Add 1 cup of the warm stock and cook over moderate heat, stirring constantly, until nearly absorbed. Continue adding the stock ½ cup at a time, stirring constantly, until it is nearly absorbed between additions. The risotto is done when the rice is al dente and suspended in a thick, creamy sauce, about 20 minutes total. Season the risotto with salt and pepper. Stir in the cheese, butter and parsley and serve immediately.
Cassoeula-Bottagio alla Milanese
This winter dish has a strong, decisive flavor and was a favorite of conductor Arturo Toscanini. It has been described as a noble, ancient Milanese dish that furnishes the soul as well as the palate, especially on a wintry day.
1 whole pig’s foot
1/4 cup olive oil
1/4 cup unsalted butter
2 onions, roughly chopped
1 medium shallot minced
2 cloves garlic, minced
3 lbs spare ribs
10 oz Luganega sausage, cut into 2” lengths
4 small mild salami, sliced into ½” thick rounds
½ cup dry white wine, plus more for deglazing
carrot cut into 1”x ¼” pieces
stalk celery, thinly sliced crosswise
1 tbsp tomato paste
2 tbsp water
1 savoy cabbage sliced into ½” ribbons
tsp lemon zest
12 sage leaves, chopped
tsp anise seeds
tsp juniper berries
tsp whole black pepper corns
Working over the burner of a gas range flame, roast the pig’s foot to remove any hairs. Allow to cool and then wipe clean with a cloth. Split the pig’s foot lengthwise and boil in lightly salted water for an hour. Drain and set aside to cool.
Heat the oil and butter in a large sauté pan. Add the onion, shallots and garlic. Cook over a low heat, stirring occasionally, for about 15 minutes. Chop the pig’s foot into small pieces and add to the onion mixture. Season well with salt and pepper. Add enough vegetable stock to cover the mixture and cook over medium-low flame, until the liquid has reduced by half.
In a separate large pan, brown the ribs and set aside.

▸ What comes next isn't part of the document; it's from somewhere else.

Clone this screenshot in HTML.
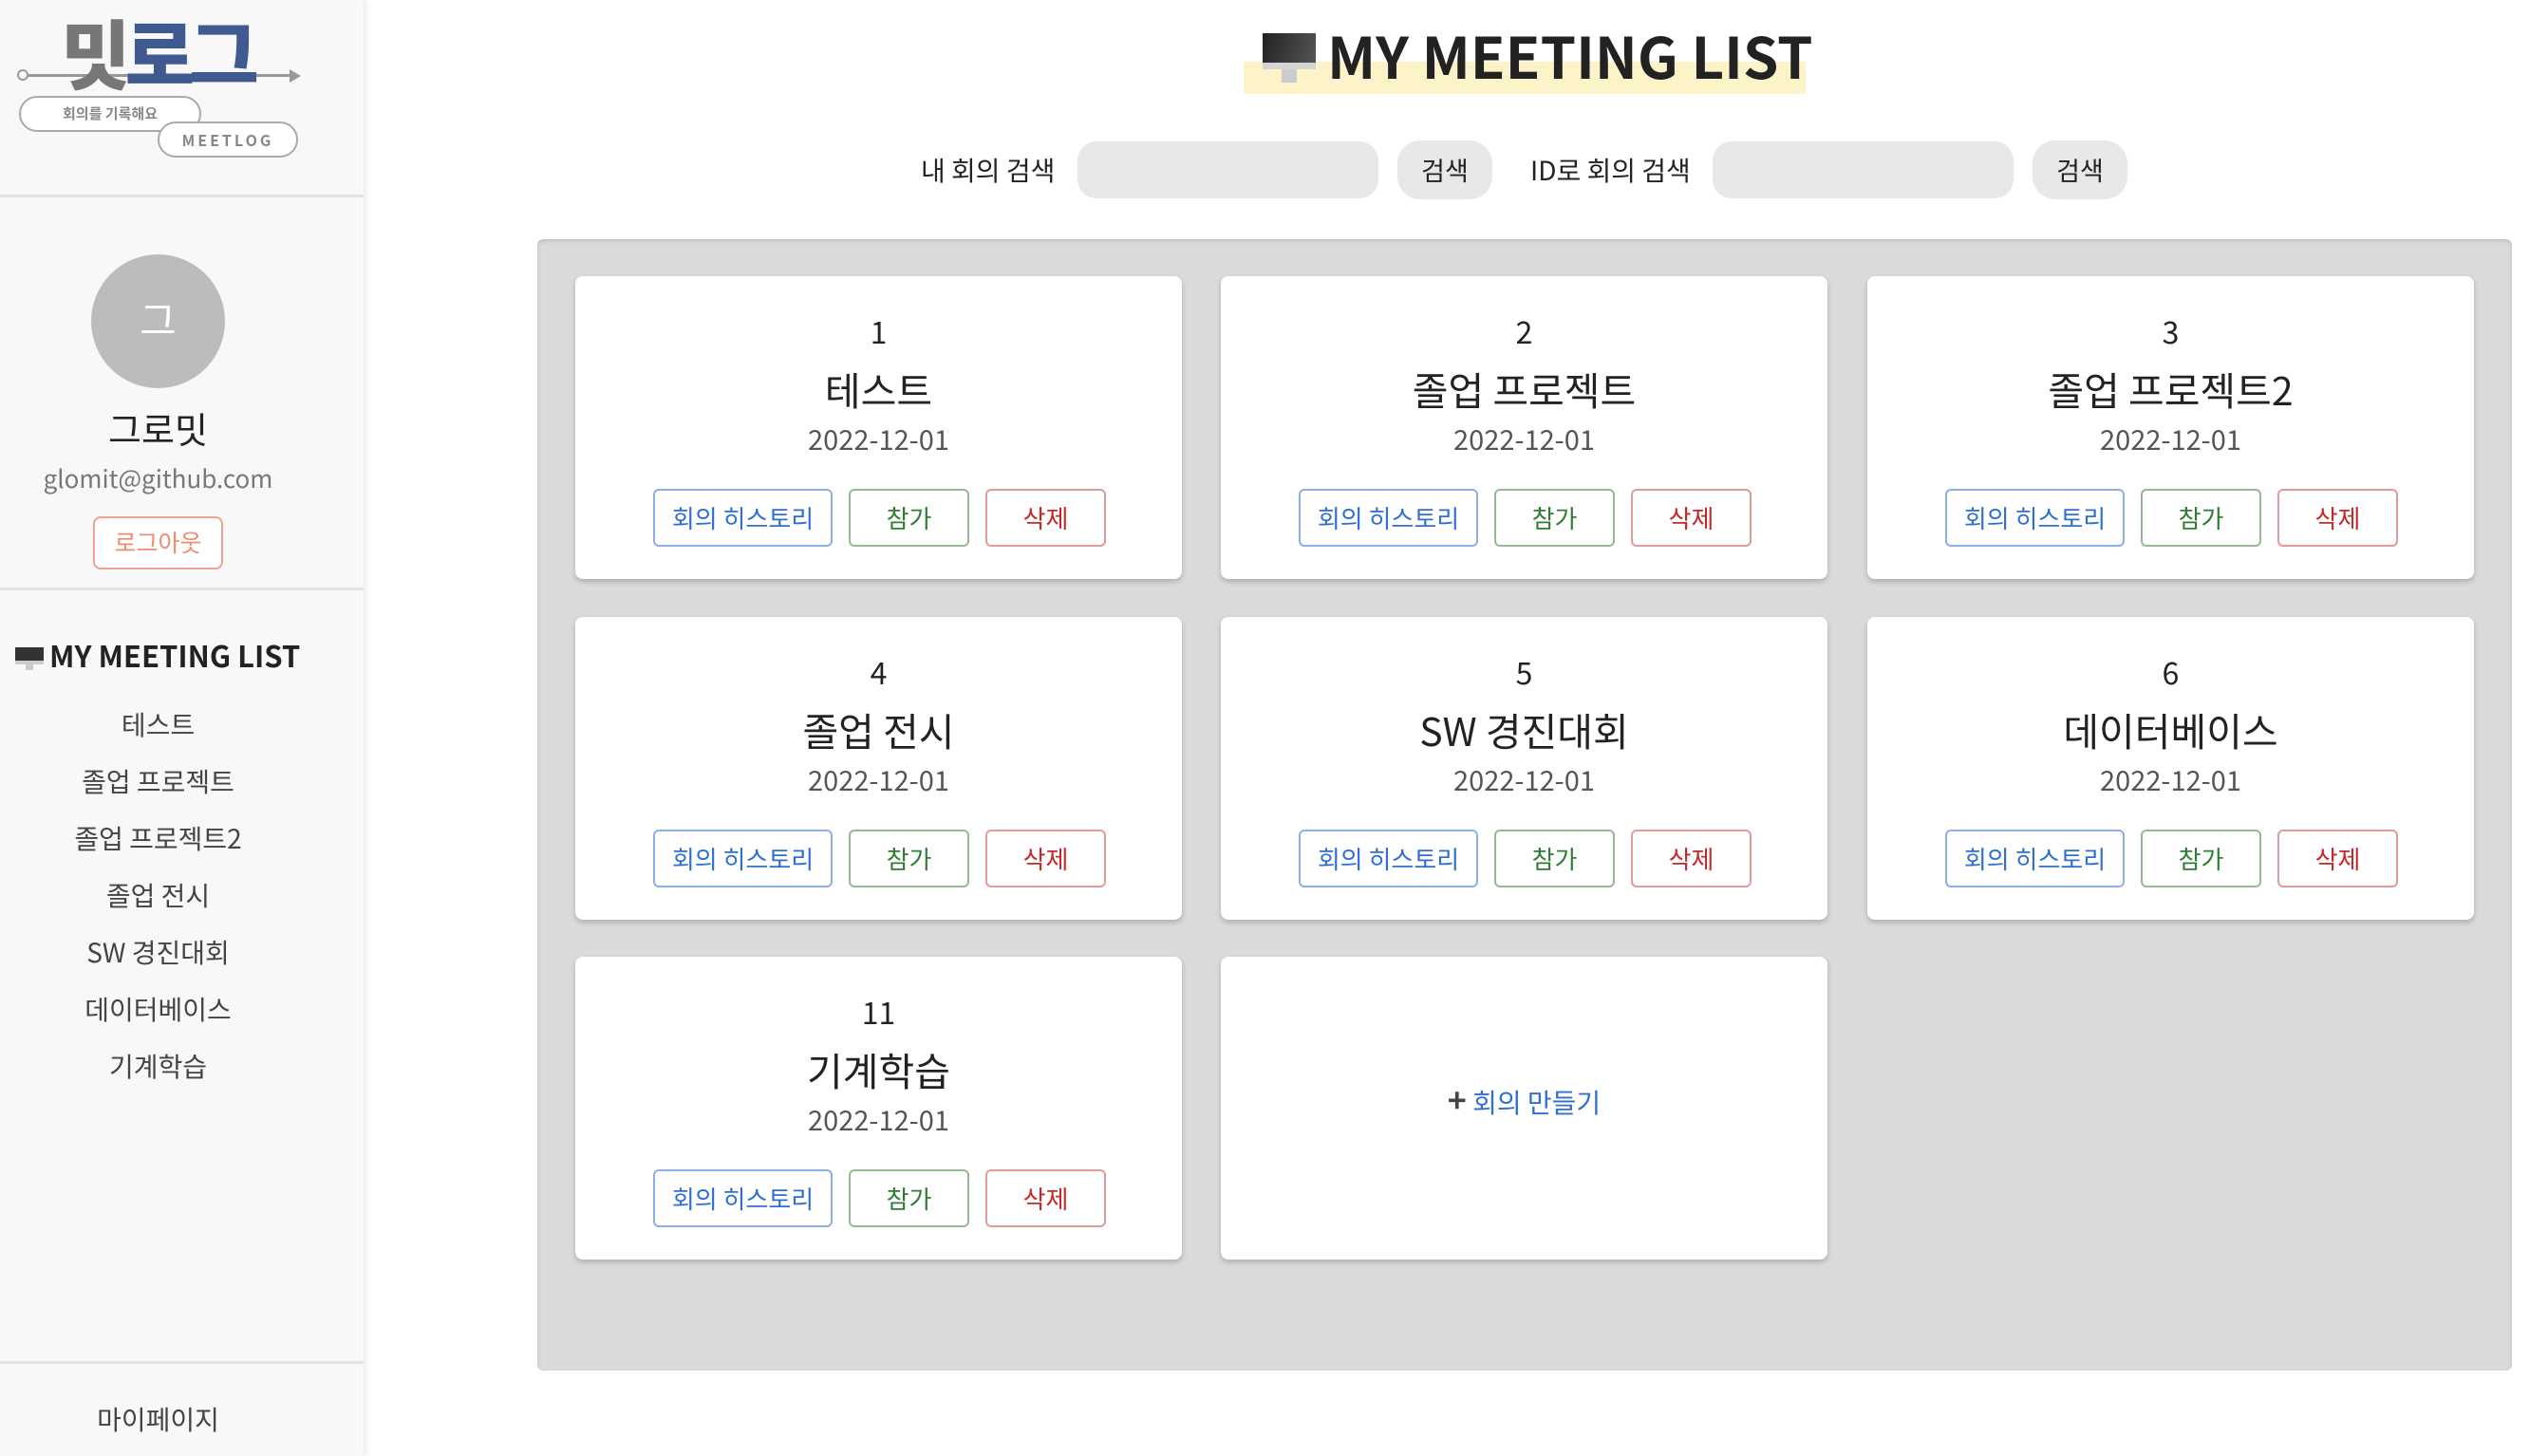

Brown the Luganega sausage and the salami lightly. Return the ribs to the pan and then sprinkle the meat with white wine and cook over a moderate flame until the liquid is evaporated. Remove the meat from the pan, then deglaze the pan with a bit more wine. Add the carrots and celery, together with the tomato paste and about 2 tablespoons of water. Season with salt and pepper. Cover the pan and cook for about 10 minutes, stirring occasionally. Add the reserved onion and pig’s foot mixture, along with the sliced cabbage. Then lay the ribs and sausage over the top of it. Sprinkle in the lemon zest, chopped sage leaves, rosemary sprig, fennel seeds, dried juniper berries and whole black pepper corns. Add enough additional stock to bring the liquid to about halfway up the side of the pot. Cover and simmer for 1 hour, skimming and stirring the pot as needed. Traditionally the dish is served in a low soup bowl over baked polenta.
A sweet and irresistible temptation; it doesn’t need to be cooked and it’s so easy to prepare that you can make it with your children or grandchildren.
3 ½ oz sugar
3 ½ oz butter, softened
3 ½ oz unsweetened cocoa powder
3 ½ oz peeled almonds, or hazelnuts
7 oz dry biscuits
2 tbsp whole milk
confectionary sugar for dusting
Crush the dry biscuits by placing them in a dishtowel and pounding them with a meat-mallet or with your hands.
If you want to mix the dough with your hands when the butter is soft enough, place it in a bowl with the rest of the ingredients and begin mixing. If you prefer to work with a spoon, begin by working the butter in a bowl until creamy. Add the sugar, milk and chocolate, one ingredient at a time. Continue mixing until your dough is smooth and then add the cookies and peeled almonds.
Roll the dough into a 2” wide log and wrap it first in plastic wrap, then in aluminum foil. Place in the freezer for at least 30 minutes so that it hardens. When you remove it from the wrapping, dust with confectionary sugar. For an authentic look, you might even tie the salame with butchers twine. Slice the salame, serve and enjoy.